(Reuters) – Sofosbuvir from Gilead Sciences is safe and effective when used in combination with other therapies to treat hepatitis C, according to reviewers with the U.S. Food and Drug Administration.
Their review was posted on the FDA website on Wednesday ahead of an October 25 meeting of an outside panel of medical experts who will recommend whether or not the agency should approve the drug.
“The currently available data support a favorable benefit-risk assessment for the use of sofosbuvir as part of a combination regimen for the treatment of chronic hepatitis C,” the reviewers said.
“No major safety issues associated with sofosbuvir use have been identified to date.”
Gilead is seeking approval to market the drug in combination with ribavirin for patients with HCV genotype 2 and genotype 3, and for patients awaiting a liver transplant.

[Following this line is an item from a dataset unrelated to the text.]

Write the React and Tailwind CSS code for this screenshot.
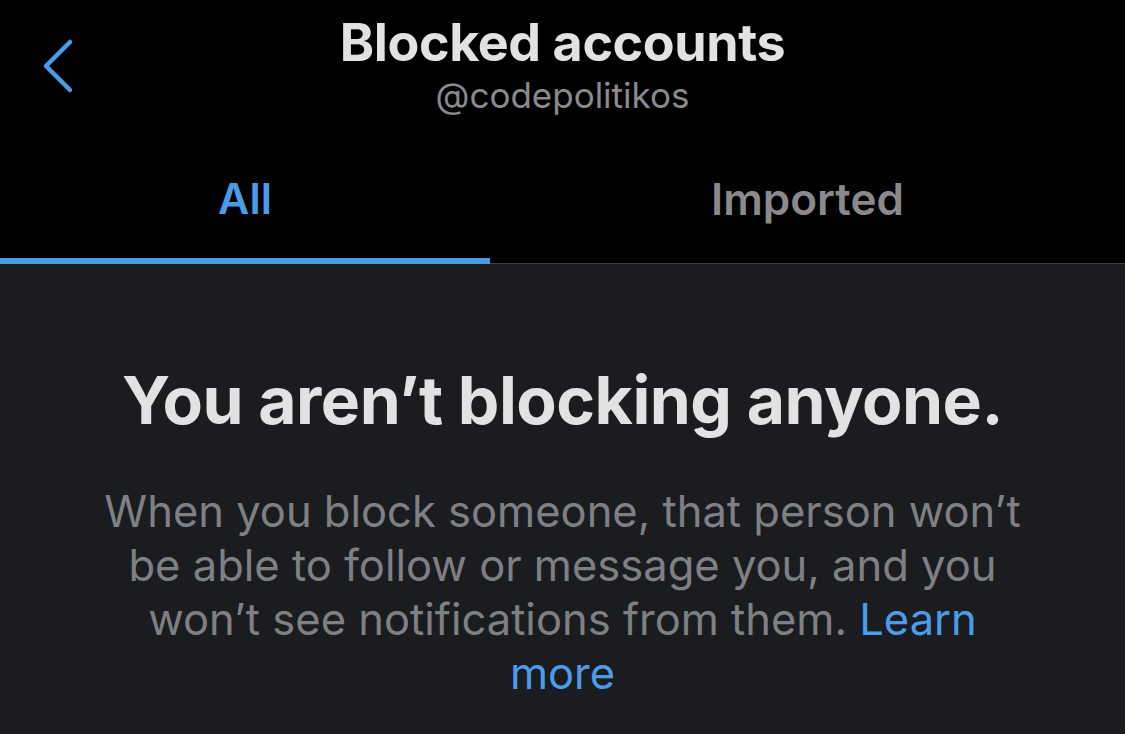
export default function App() {
    return (
        <div className="w-[1125px] h-[734px] overflow-hidden bg-[#1b1c20] font-['Inter','Noto_Sans',sans-serif]">
            {/* header */}
            <div className="bg-black">
                <div className="relative h-[132px] flex flex-col items-center">
                    <button className="absolute left-[40px] top-[38px] text-[#4a9be8]">
                        <svg width="36" height="56" viewBox="0 0 36 56" fill="none">
                            <path d="M30 4 L6 28 L30 52" stroke="currentColor" strokeWidth="4.5" strokeLinecap="round" strokeLinejoin="round" />
                        </svg>
                    </button>
                    <h1 className="mt-[12px] text-[52px] leading-[62px] font-bold text-[#e2e2e2] tracking-[-0.4px]">Blocked accounts</h1>
                    <p className="text-[35px] leading-[42px] text-[#8a8a8e]">@codepolitikos</p>
                </div>
                <div className="flex h-[132px] border-b border-[#3b3b3d]">
                    <div className="relative w-[490px] flex items-center justify-center">
                        <span className="mt-[2px] text-[43px] font-semibold text-[#4a9be8]">All</span>
                        <div className="absolute left-0 right-0 bottom-[-1px] h-[6px] bg-[#4a9be8]" />
                    </div>
                    <div className="flex-1 flex items-center justify-center">
                        <span className="mt-[2px] text-[44px] font-semibold text-[#8a8a8e]">Imported</span>
                    </div>
                </div>
            </div>

            {/* empty state */}
            <div className="flex flex-col items-center pt-[96px] text-center">
                <h2 className="text-[66px] leading-[80px] font-bold text-[#e2e2e2] tracking-[-0.5px] whitespace-nowrap">You aren’t blocking anyone.</h2>
                <p className="mt-[44px] text-[43.5px] leading-[54px] text-[#7f8085] whitespace-nowrap">
                    When you block someone, that person won’t<br />
                    be able to follow or message you, and you<br />
                    won’t see notifications from them. <span className="text-[#4b9cea]">Learn</span><br />
                    <span className="text-[#4b9cea]">more</span>
                </p>
            </div>
        </div>
    )
}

If approved, this would be the first all-oral treatment for genotypes 2 and 3. Current therapies typically include oral ribavirin and the once-weekly injectable drug interferon. Both can cause debilitating side effects.
Gilead is also seeking to market sofosbuvir in combination with ribavirin and interferon for patients with genotype 1, regardless of prior treatments, and for patients with genotypes 4, 5 and 6 who have not previously been treated.
Chronic hepatitis C affects at least 3 million people in the United States, according to the U.S. Centers for Disease Control. HCV genotype 1 is the most common form, accounting for about 70% of cases.
Current standard treatments for genotype 1 often include an oral protease inhibitor, such as boceprevir (Victrelis, Merck) and telaprevir (Incivek, Vertex).